Dataset entries
[BEGIN]
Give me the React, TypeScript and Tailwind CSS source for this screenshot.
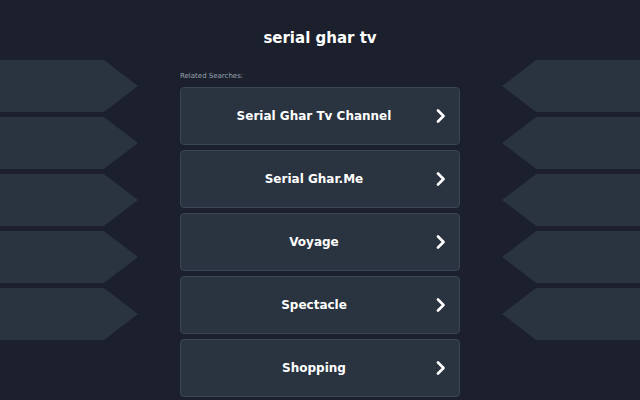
const items = ["Serial Ghar Tv Channel", "Serial Ghar.Me", "Voyage", "Spectacle", "Shopping"]

function Chevron() {
  return (
    <svg width="12" height="14" viewBox="0 0 12 14" className="flex-shrink-0">
      <path d="M3 1.5 L8.5 7 L3 12.5" fill="none" stroke="#ffffff" strokeWidth="2.6" strokeLinecap="round" strokeLinejoin="round" />
    </svg>
  )
}

function SideArrows({ flip }: { flip?: boolean }) {
  return (
    <div className={"flex flex-col gap-[5px] " + (flip ? "items-end" : "items-start")}>
      {[0, 1, 2, 3, 4].map((i) => (
        <svg key={i} width="138" height="52" viewBox="0 0 138 52" className={flip ? "-scale-x-100" : ""}>
          <polygon points="0,0 104,0 138,26 104,52 0,52" fill="#2a3340" />
        </svg>
      ))}
    </div>
  )
}

export default function App() {
  return (
    <div className="relative w-[640px] h-[400px] overflow-hidden bg-[#1b202c] text-white" style={{ fontFamily: "'DejaVu Sans', sans-serif" }}>
      {/* decoration */}
      <div className="absolute left-0 top-[60px]">
        <SideArrows />
      </div>
      <div className="absolute right-0 top-[60px]">
        <SideArrows flip />
      </div>

      <div className="relative flex flex-col items-center">
        <h1 className="mt-[29px] text-[15px] leading-[19px] font-bold">serial ghar tv</h1>
        <div className="w-[280px] mt-[24px]">
          <p className="text-[7px] leading-[9px] text-[#9aa3b2] mb-[6px]">Related Searches:</p>
          <div className="flex flex-col gap-[5px]">
            {items.map((label) => (
              <div key={label} className="h-[58px] flex items-center px-3 rounded-[4px] bg-[#2a3340] border border-[#3a4555]">
                <span className="flex-1 text-center text-[12px] font-bold">{label}</span>
                <Chevron />
              </div>
            ))}
          </div>
        </div>
      </div>
    </div>
  )
}
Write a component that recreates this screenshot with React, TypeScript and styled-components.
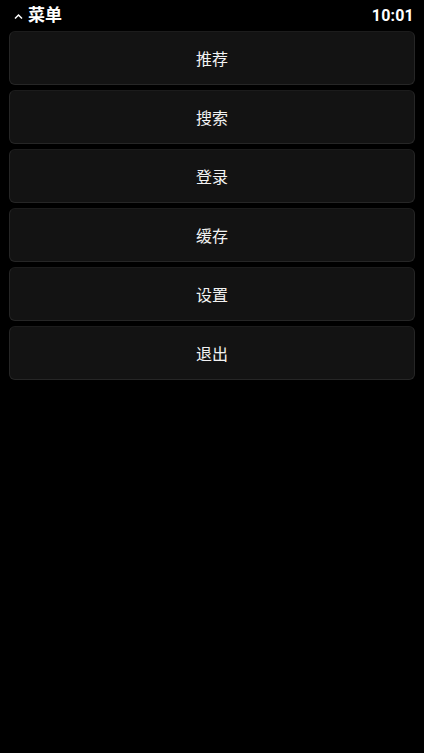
import * as React from 'react';
import styled, { createGlobalStyle } from 'styled-components';

const GlobalStyle = createGlobalStyle`
  html, body {
    margin: 0;
    padding: 0;
    background: #000;
  }
  body {
    font-family: Roboto, "Noto Sans CJK SC", "Noto Sans", sans-serif;
    color: #fff;
  }
`;

const Screen = styled("div")`
  width: 424px;
  height: 753px;
  background: #000;
  display: flex;
  flex-direction: column;
`;

const TopBar = styled("div")`
  height: 31px;
  display: flex;
  align-items: center;
  justify-content: space-between;
  padding: 0 10px 0 13px;
  box-sizing: border-box;
`;

const Title = styled("div")`
  display: flex;
  align-items: center;
  gap: 4px;
  font-size: 17px;
  font-weight: 700;
  line-height: 1;
`;

const Clock = styled("div")`
  font-size: 16px;
  font-weight: 700;
  letter-spacing: 0.2px;
`;

const MenuList = styled("div")`
  display: flex;
  flex-direction: column;
  gap: 5px;
  padding: 0 9px;
`;

const MenuItem = styled("button")`
  height: 54px;
  width: 100%;
  background: #131313;
  border: 1px solid #262626;
  border-top-color: #1c1c1c;
  border-radius: 6px;
  color: #f2f2f2;
  font-family: "Noto Sans CJK SC", "Noto Sans", sans-serif;
  font-size: 16px;
  display: flex;
  align-items: center;
  justify-content: center;
  padding: 0;
  cursor: pointer;
`;

const items = ["推荐", "搜索", "登录", "缓存", "设置", "退出"];

const App = (): JSX.Element => {
  return (
    <Screen>
      <GlobalStyle />
      <TopBar>
        <Title>
          <svg width="11" height="8" viewBox="0 0 11 8">
            <path d="M2 6.5 L5.5 3 L9 6.5" stroke="#fff" strokeWidth="1.5" fill="none" />
          </svg>
          <span>菜单</span>
        </Title>
        <Clock>10:01</Clock>
      </TopBar>
      <MenuList>
        {items.map((label) => (
          <MenuItem key={label}>{label}</MenuItem>
        ))}
      </MenuList>
    </Screen>
  );
};

export default App;
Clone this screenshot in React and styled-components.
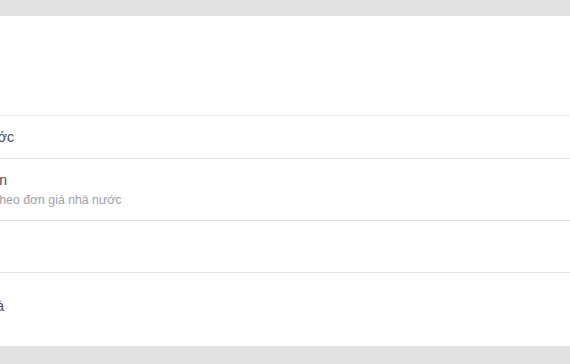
[END]
Pick out, from the lines above, every one that contains the string "React".

Completed exercise
Give me the React, TypeScript and Tailwind CSS source for this screenshot.
Write a component that recreates this screenshot with React, TypeScript and styled-components.
import * as React from 'react';
Clone this screenshot in React and styled-components.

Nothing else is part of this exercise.